- **Recorded information**:
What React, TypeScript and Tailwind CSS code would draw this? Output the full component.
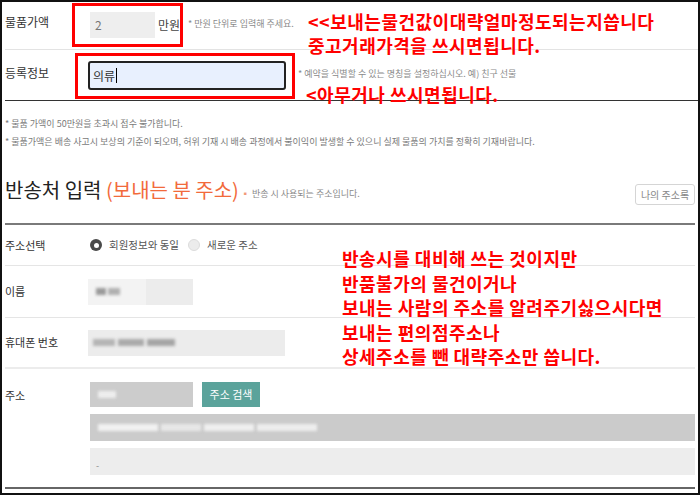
import { useState } from 'react'

function Radio({ checked, label }: { checked: boolean; label: string }) {
  return (
    <label className="flex items-center gap-[7px] text-[10.5px] text-[#555]">
      {checked ? (
        <span className="flex h-[12px] w-[12px] items-center justify-center rounded-full bg-[#4a4a4a]">
          <span className="h-[5px] w-[5px] rounded-full bg-white" />
        </span>
      ) : (
        <span className="h-[12px] w-[12px] rounded-full border border-[#dcdcdc] bg-[#ececec]" />
      )}
      {label}
    </label>
  )
}

// pixelated placeholder for the hidden personal data
function Mosaic({ w, shade = 'bg-[#9a9a9a]' }: { w: number; shade?: string }) {
  return <span className={`block h-[7px] blur-[1.5px] ${shade}`} style={{ width: w }} />
}

export default function App() {
  const [name] = useState('의류')

  return (
    <div className="relative h-[495px] w-[700px] overflow-hidden border-2 border-[#111] bg-white font-['Noto_Sans_CJK_KR','Noto_Sans',sans-serif] text-[#333]">
      <div className="pl-[3px]">
        {/* 물품가액 */}
        <div className="flex h-[48px] items-start border-b border-[#e3e3e3]">
          <div className="w-[67px] pt-[11px] text-[12px]">물품가액</div>
          <div className="mt-[1px] flex h-[44px] w-[111px] shrink-0 items-center border-[3px] border-[#ff0000] pl-[15px]">
            <div className="flex h-[26px] w-[65px] shrink-0 items-center bg-[#eeeeee] pl-[5px] text-[12px] text-[#777]">2</div>
            <span className="ml-[3px] whitespace-nowrap text-[12px] text-[#444]">만원</span>
          </div>
          <span className="ml-[5px] whitespace-nowrap pt-[15px] text-[9px] text-[#8a8a8a]">* 만원 단위로 입력해 주세요.</span>
        </div>

        {/* 등록정보 */}
        <div className="flex h-[51px] items-start border-b border-[#333]">
          <div className="w-[70px] pt-[14px] text-[12px]">등록정보</div>
          <div className="mt-[3px] h-[46px] w-[220px] shrink-0 border-[3px] border-[#ff0000] pl-[10px] pt-[5px]">
            <div className="flex h-[29px] w-[198px] items-center rounded-[3px] border-2 border-[#222] bg-[#e8f0fe] pl-[3px] text-[12px] text-[#333]">
              {name}
              <span className="ml-[1px] h-[15px] w-[1px] bg-black" />
            </div>
          </div>
          <span className="ml-[3px] whitespace-nowrap pt-[17px] text-[9px] text-[#8a8a8a]">
            * 예약을 식별할 수 있는 명칭을 설정하십시오. 예) 친구 선물
          </span>
        </div>

        {/* notes */}
        <div className="pt-[14px] text-[9px] leading-[18px] text-[#7a7a7a]">
          <p>* 물품 가액이 50만원을 초과시 접수 불가합니다.</p>
          <p>* 물품가액은 배송 사고시 보상의 기준이 되오며, 허위 기재 시 배송 과정에서 불이익이 발생할 수 있으니 실제 물품의 가치를 정확히 기재바랍니다.</p>
        </div>

        {/* 반송처 입력 */}
        <div className="mr-[3px] mt-[24px] flex h-[30px] items-center">
          <h2 className="text-[20px] leading-[30px] text-[#222]">
            반송처 입력 <span className="text-[#f26a3b]">(보내는 분 주소)</span>
          </h2>
          <span className="ml-[2px] mt-[8px] text-[9px] text-[#8a8a8a]">
            <span className="text-[#f29a7a]">▪</span> 반송 시 사용되는 주소입니다.
          </span>
          <button className="ml-auto mt-[8px] h-[21px] w-[60px] rounded-[3px] border border-[#d5d5d5] text-[10px] text-[#888]">
            나의 주소록
          </button>
        </div>

        <div className="mr-[3px] mt-[18px]">
          <div className="h-[2px] bg-[#7a7a7a]" />

          <div className="flex h-[41px] items-center border-b border-[#e5e5e5]">
            <div className="w-[85px] text-[11px]">주소선택</div>
            <div className="flex items-center gap-[9px]">
              <Radio checked label="회원정보와 동일" />
              <Radio checked={false} label="새로운 주소" />
            </div>
          </div>

          <div className="flex h-[52px] items-center border-b border-[#e5e5e5]">
            <div className="w-[83px] text-[11px]">이름</div>
            <div className="flex h-[26px] w-[105px] items-center bg-[#ececec]">
              <div className="flex h-full w-[58px] items-center gap-[2px] bg-[#f3f3f3] pl-[8px]">
                <Mosaic w={10} />
                <Mosaic w={12} shade="bg-[#b0b0b0]" />
              </div>
            </div>
          </div>

          <div className="flex h-[51px] items-center border-b-2 border-[#ececec]">
            <div className="w-[83px] text-[11px]">휴대폰 번호</div>
            <div className="flex h-[26px] w-[197px] items-center gap-[3px] bg-[#ececec] pl-[5px]">
              <Mosaic w={22} shade="bg-[#b5b5b5]" />
              <Mosaic w={26} shade="bg-[#aaaaaa]" />
              <Mosaic w={28} shade="bg-[#a5a5a5]" />
            </div>
          </div>

          <div className="flex border-b-2 border-[#666] pb-[12px] pt-[13px]">
            <div className="w-[85px] pt-[5px] text-[11px]">주소</div>
            <div className="flex flex-1 flex-col gap-[7px]">
              <div className="flex gap-[9px]">
                <div className="flex h-[25px] w-[103px] items-center bg-[#cccccc] pl-[8px]">
                  <Mosaic w={18} shade="bg-[#eeeeee]" />
                </div>
                <button className="h-[25px] w-[58px] bg-[#5ba39b] text-[11px] text-white">주소 검색</button>
              </div>
              <div className="flex h-[27px] items-center gap-[3px] bg-[#cbcbcb] pl-[8px]">
                <Mosaic w={60} shade="bg-[#f2f2f2]" />
                <Mosaic w={40} shade="bg-[#e8e8e8]" />
                <Mosaic w={50} shade="bg-[#f0f0f0]" />
                <Mosaic w={60} shade="bg-[#eeeeee]" />
              </div>
              <div className="flex h-[27px] items-center bg-[#ededed] pl-[6px] pt-[8px] text-[9px] text-[#888]">-</div>
            </div>
          </div>
        </div>
      </div>

      {/* annotations */}
      <div className="absolute left-[306px] top-[7px] whitespace-nowrap text-[18px] font-bold leading-[24px] tracking-[0.5px] text-[#ff0000]">
        <p>{'<<보내는물건값이대략얼마정도되는지씁니다'}</p>
        <p>중고거래가격을 쓰시면됩니다.</p>
      </div>
      <div className="absolute left-[304px] top-[80px] whitespace-nowrap text-[18px] font-bold leading-[24px] tracking-[0.5px] text-[#ff0000]">
        {'<아무거나 쓰시면됩니다.'}
      </div>
      <div className="absolute left-[340px] top-[244px] whitespace-nowrap text-[18px] font-bold leading-[24.5px] tracking-[0.5px] text-[#ff0000]">
        <p>반송시를 대비해 쓰는 것이지만</p>
        <p>반품불가의 물건이거나</p>
        <p>보내는 사람의 주소를 알려주기싫으시다면</p>
        <p>보내는 편의점주소나</p>
        <p>상세주소를 뺀 대략주소만 씁니다.</p>
      </div>
    </div>
  )
}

- **Exercise prompt**: Take the listing above and restate it word for word, without its pictures.

- **Correct output**:
What React, TypeScript and Tailwind CSS code would draw this? Output the full component.
import { useState } from 'react'

function Radio({ checked, label }: { checked: boolean; label: string }) {
  return (
    <label className="flex items-center gap-[7px] text-[10.5px] text-[#555]">
      {checked ? (
        <span className="flex h-[12px] w-[12px] items-center justify-center rounded-full bg-[#4a4a4a]">
          <span className="h-[5px] w-[5px] rounded-full bg-white" />
        </span>
      ) : (
        <span className="h-[12px] w-[12px] rounded-full border border-[#dcdcdc] bg-[#ececec]" />
      )}
      {label}
    </label>
  )
}

// pixelated placeholder for the hidden personal data
function Mosaic({ w, shade = 'bg-[#9a9a9a]' }: { w: number; shade?: string }) {
  return <span className={`block h-[7px] blur-[1.5px] ${shade}`} style={{ width: w }} />
}

export default function App() {
  const [name] = useState('의류')

  return (
    <div className="relative h-[495px] w-[700px] overflow-hidden border-2 border-[#111] bg-white font-['Noto_Sans_CJK_KR','Noto_Sans',sans-serif] text-[#333]">
      <div className="pl-[3px]">
        {/* 물품가액 */}
        <div className="flex h-[48px] items-start border-b border-[#e3e3e3]">
          <div className="w-[67px] pt-[11px] text-[12px]">물품가액</div>
          <div className="mt-[1px] flex h-[44px] w-[111px] shrink-0 items-center border-[3px] border-[#ff0000] pl-[15px]">
            <div className="flex h-[26px] w-[65px] shrink-0 items-center bg-[#eeeeee] pl-[5px] text-[12px] text-[#777]">2</div>
            <span className="ml-[3px] whitespace-nowrap text-[12px] text-[#444]">만원</span>
          </div>
          <span className="ml-[5px] whitespace-nowrap pt-[15px] text-[9px] text-[#8a8a8a]">* 만원 단위로 입력해 주세요.</span>
        </div>

        {/* 등록정보 */}
        <div className="flex h-[51px] items-start border-b border-[#333]">
          <div className="w-[70px] pt-[14px] text-[12px]">등록정보</div>
          <div className="mt-[3px] h-[46px] w-[220px] shrink-0 border-[3px] border-[#ff0000] pl-[10px] pt-[5px]">
            <div className="flex h-[29px] w-[198px] items-center rounded-[3px] border-2 border-[#222] bg-[#e8f0fe] pl-[3px] text-[12px] text-[#333]">
              {name}
              <span className="ml-[1px] h-[15px] w-[1px] bg-black" />
            </div>
          </div>
          <span className="ml-[3px] whitespace-nowrap pt-[17px] text-[9px] text-[#8a8a8a]">
            * 예약을 식별할 수 있는 명칭을 설정하십시오. 예) 친구 선물
          </span>
        </div>

        {/* notes */}
        <div className="pt-[14px] text-[9px] leading-[18px] text-[#7a7a7a]">
          <p>* 물품 가액이 50만원을 초과시 접수 불가합니다.</p>
          <p>* 물품가액은 배송 사고시 보상의 기준이 되오며, 허위 기재 시 배송 과정에서 불이익이 발생할 수 있으니 실제 물품의 가치를 정확히 기재바랍니다.</p>
        </div>

        {/* 반송처 입력 */}
        <div className="mr-[3px] mt-[24px] flex h-[30px] items-center">
          <h2 className="text-[20px] leading-[30px] text-[#222]">
            반송처 입력 <span className="text-[#f26a3b]">(보내는 분 주소)</span>
          </h2>
          <span className="ml-[2px] mt-[8px] text-[9px] text-[#8a8a8a]">
            <span className="text-[#f29a7a]">▪</span> 반송 시 사용되는 주소입니다.
          </span>
          <button className="ml-auto mt-[8px] h-[21px] w-[60px] rounded-[3px] border border-[#d5d5d5] text-[10px] text-[#888]">
            나의 주소록
          </button>
        </div>

        <div className="mr-[3px] mt-[18px]">
          <div className="h-[2px] bg-[#7a7a7a]" />

          <div className="flex h-[41px] items-center border-b border-[#e5e5e5]">
            <div className="w-[85px] text-[11px]">주소선택</div>
            <div className="flex items-center gap-[9px]">
              <Radio checked label="회원정보와 동일" />
              <Radio checked={false} label="새로운 주소" />
            </div>
          </div>

          <div className="flex h-[52px] items-center border-b border-[#e5e5e5]">
            <div className="w-[83px] text-[11px]">이름</div>
            <div className="flex h-[26px] w-[105px] items-center bg-[#ececec]">
              <div className="flex h-full w-[58px] items-center gap-[2px] bg-[#f3f3f3] pl-[8px]">
                <Mosaic w={10} />
                <Mosaic w={12} shade="bg-[#b0b0b0]" />
              </div>
            </div>
          </div>

          <div className="flex h-[51px] items-center border-b-2 border-[#ececec]">
            <div className="w-[83px] text-[11px]">휴대폰 번호</div>
            <div className="flex h-[26px] w-[197px] items-center gap-[3px] bg-[#ececec] pl-[5px]">
              <Mosaic w={22} shade="bg-[#b5b5b5]" />
              <Mosaic w={26} shade="bg-[#aaaaaa]" />
              <Mosaic w={28} shade="bg-[#a5a5a5]" />
            </div>
          </div>

          <div className="flex border-b-2 border-[#666] pb-[12px] pt-[13px]">
            <div className="w-[85px] pt-[5px] text-[11px]">주소</div>
            <div className="flex flex-1 flex-col gap-[7px]">
              <div className="flex gap-[9px]">
                <div className="flex h-[25px] w-[103px] items-center bg-[#cccccc] pl-[8px]">
                  <Mosaic w={18} shade="bg-[#eeeeee]" />
                </div>
                <button className="h-[25px] w-[58px] bg-[#5ba39b] text-[11px] text-white">주소 검색</button>
              </div>
              <div className="flex h-[27px] items-center gap-[3px] bg-[#cbcbcb] pl-[8px]">
                <Mosaic w={60} shade="bg-[#f2f2f2]" />
                <Mosaic w={40} shade="bg-[#e8e8e8]" />
                <Mosaic w={50} shade="bg-[#f0f0f0]" />
                <Mosaic w={60} shade="bg-[#eeeeee]" />
              </div>
              <div className="flex h-[27px] items-center bg-[#ededed] pl-[6px] pt-[8px] text-[9px] text-[#888]">-</div>
            </div>
          </div>
        </div>
      </div>

      {/* annotations */}
      <div className="absolute left-[306px] top-[7px] whitespace-nowrap text-[18px] font-bold leading-[24px] tracking-[0.5px] text-[#ff0000]">
        <p>{'<<보내는물건값이대략얼마정도되는지씁니다'}</p>
        <p>중고거래가격을 쓰시면됩니다.</p>
      </div>
      <div className="absolute left-[304px] top-[80px] whitespace-nowrap text-[18px] font-bold leading-[24px] tracking-[0.5px] text-[#ff0000]">
        {'<아무거나 쓰시면됩니다.'}
      </div>
      <div className="absolute left-[340px] top-[244px] whitespace-nowrap text-[18px] font-bold leading-[24.5px] tracking-[0.5px] text-[#ff0000]">
        <p>반송시를 대비해 쓰는 것이지만</p>
        <p>반품불가의 물건이거나</p>
        <p>보내는 사람의 주소를 알려주기싫으시다면</p>
        <p>보내는 편의점주소나</p>
        <p>상세주소를 뺀 대략주소만 씁니다.</p>
      </div>
    </div>
  )
}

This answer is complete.